Improved convergence rate of kNN graph Laplacians: differentiable self-tuned affinity

TL;DR

This paper establishes a faster convergence rate for the kNN graph Laplacian operator on manifold data, improving theoretical understanding and practical performance in graph-based data analysis.

Contribution

The authors derive a new, optimal convergence rate for the kNN graph Laplacian, refining the analysis of kNN estimators under manifold assumptions.

Findings

Proved operator convergence at rate O(N^{-2/(d+6)}) with log factor

Validated theoretical results through numerical experiments

Provided refined analysis of kNN estimator that can be of independent interest

Abstract

In graph-based data analysis, $k$-nearest neighbor ($k$NN) graphs are widely used due to their adaptivity to local data densities.
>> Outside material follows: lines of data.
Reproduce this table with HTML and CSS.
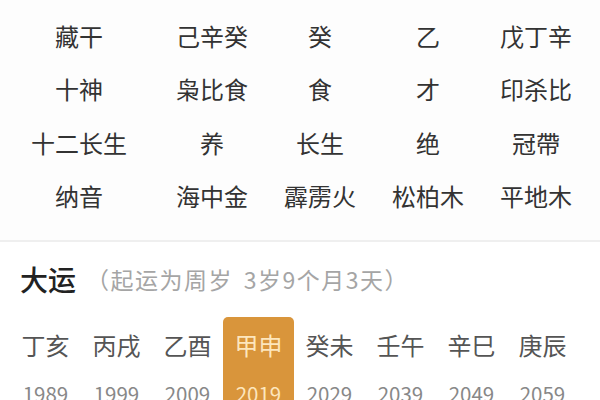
FILE: index.html
```html
<!DOCTYPE html>
<html lang="zh-CN">
<head>
<meta charset="utf-8">
<link rel="stylesheet" href="styles.css">
</head>
<body>
<div class="page">
  <section class="pillars">
    <div class="row"><span class="label">藏干</span><span>己辛癸</span><span>癸</span><span>乙</span><span>戊丁辛</span></div>
    <div class="row"><span class="label">十神</span><span>枭比食</span><span>食</span><span>才</span><span>印杀比</span></div>
    <div class="row"><span class="label">十二长生</span><span>养</span><span>长生</span><span>绝</span><span>冠帶</span></div>
    <div class="row"><span class="label">纳音</span><span>海中金</span><span>霹雳火</span><span>松柏木</span><span>平地木</span></div>
  </section>
  <div class="divider"></div>
  <section class="dayun">
    <div class="dayun-head"><span class="title">大运</span><span class="sub">（起运为周岁 3岁9个月3天）</span></div>
    <div class="dayun-list">
      <div class="item"><div class="gz">丁亥</div><div class="yr">1989</div></div>
      <div class="item"><div class="gz">丙戌</div><div class="yr">1999</div></div>
      <div class="item"><div class="gz">乙酉</div><div class="yr">2009</div></div>
      <div class="item active"><div class="gz">甲申</div><div class="yr">2019</div></div>
      <div class="item"><div class="gz">癸未</div><div class="yr">2029</div></div>
      <div class="item"><div class="gz">壬午</div><div class="yr">2039</div></div>
      <div class="item"><div class="gz">辛巳</div><div class="yr">2049</div></div>
      <div class="item"><div class="gz">庚辰</div><div class="yr">2059</div></div>
    </div>
  </section>
</div>
</body>
</html>
```

FILE: styles.css
```css
* { box-sizing: border-box; margin: 0; padding: 0; }
html, body { width: 600px; height: 400px; overflow: hidden; background: #fff; }
body { font-family: "Noto Sans CJK SC", "Noto Sans", sans-serif; }
.page { width: 600px; }

.pillars { padding: 9px 0 17px; background: #fdfdfd; }
.row {
  display: grid;
  grid-template-columns: 158px repeat(4, 108px);
  height: 53.5px;
  align-items: center;
  justify-items: center;
  font-size: 24px;
  line-height: 34px;
  color: #333;
}

.divider { height: 2px; background: #efefef; }

.dayun { padding-top: 17px; }
.dayun-head {
  display: flex;
  align-items: center;
  height: 40px;
  padding-left: 20px;
}
.title { font-size: 28px; font-weight: 500; color: #222; line-height: 40px; }
.sub {
  font-size: 23px;
  letter-spacing: 1.5px;
  word-spacing: 4px;
  color: #a5a5a5;
  margin-left: 10px;
  line-height: 40px;
  white-space: nowrap;
}

.dayun-list {
  display: grid;
  grid-template-columns: repeat(8, 71px);
  padding-left: 10px;
  margin-top: 18px;
}
.item {
  display: flex;
  flex-direction: column;
  align-items: center;
  padding-top: 11px;
  height: 100px;
  border-radius: 5px 5px 0 0;
}
.gz { font-size: 24px; line-height: 34px; color: #555; }
.yr { font-size: 20.5px; line-height: 28px; color: #888; margin-top: 17px; }
.item.active { background: #d9953b; }
.item.active .gz, .item.active .yr { color: #fde6bd; }
```
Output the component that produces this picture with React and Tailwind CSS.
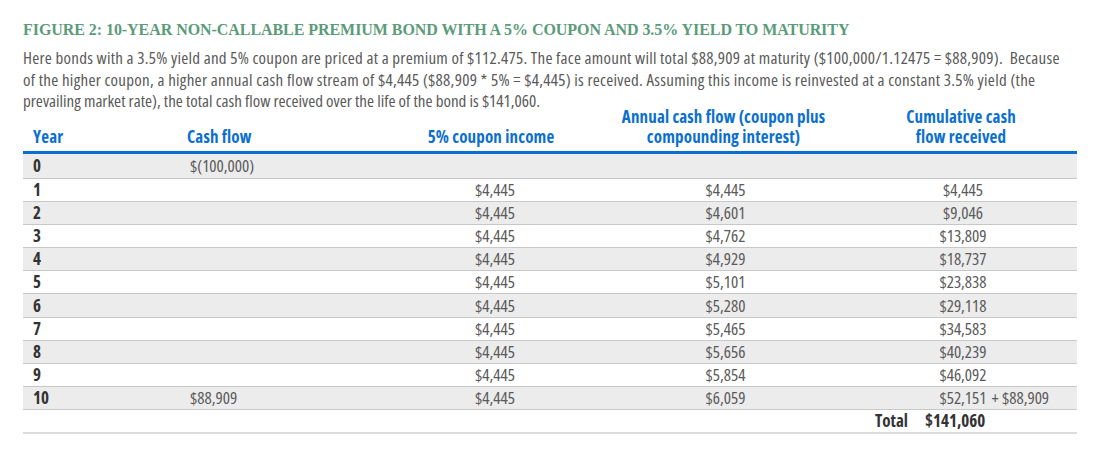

Allowing weighted edges in the graph, the kernelized graph affinity provides a more general type of $k$NN graph where the $k$NN distance is used to set the kernel bandwidth adaptively. In this work, we consider a general class of $k$NN graph where the graph affinity is $W_{ij} = \epsilon^{-d/2} k_0 ( \| x_i - x_j \|^2 / \epsilon \phi( \hat \rho(x_i), \hat \rho(x_j) )^2 ) $, with $\hat{\rho}(x)$ being the (rescaled) $k$NN distance at the point $x$, $\phi$ a symmetric bi-variate function, and $k_0$ a non-negative function on $[0,\infty)$. Under the manifold data setting, where $N$ i.i.d. samples $x_i$ are drawn from a density $p$ on a $d$-dimensional unknown manifold embedded in a high dimensional Euclidean space, we prove the operator pointwise convergence of the $k$NN graph Laplacian to the limiting manifold operator (depending on $p$) at the rate of $O(N^{-2/(d+6)})$, up to a log factor, when $k_0$ and $\phi$ have $C^3$ regularity and satisfy other technical conditions. This is obtained when $\epsilon \sim N^{-2/(d+6)}$ and $k \sim N^{6/(d+6)}$, both at the optimal order to balance the theoretical bias and variance errors. Our improved convergence rate is based on a refined analysis of the $k$NN estimator, which can be of independent interest. We validate our theory by numerical experiments on simulated data.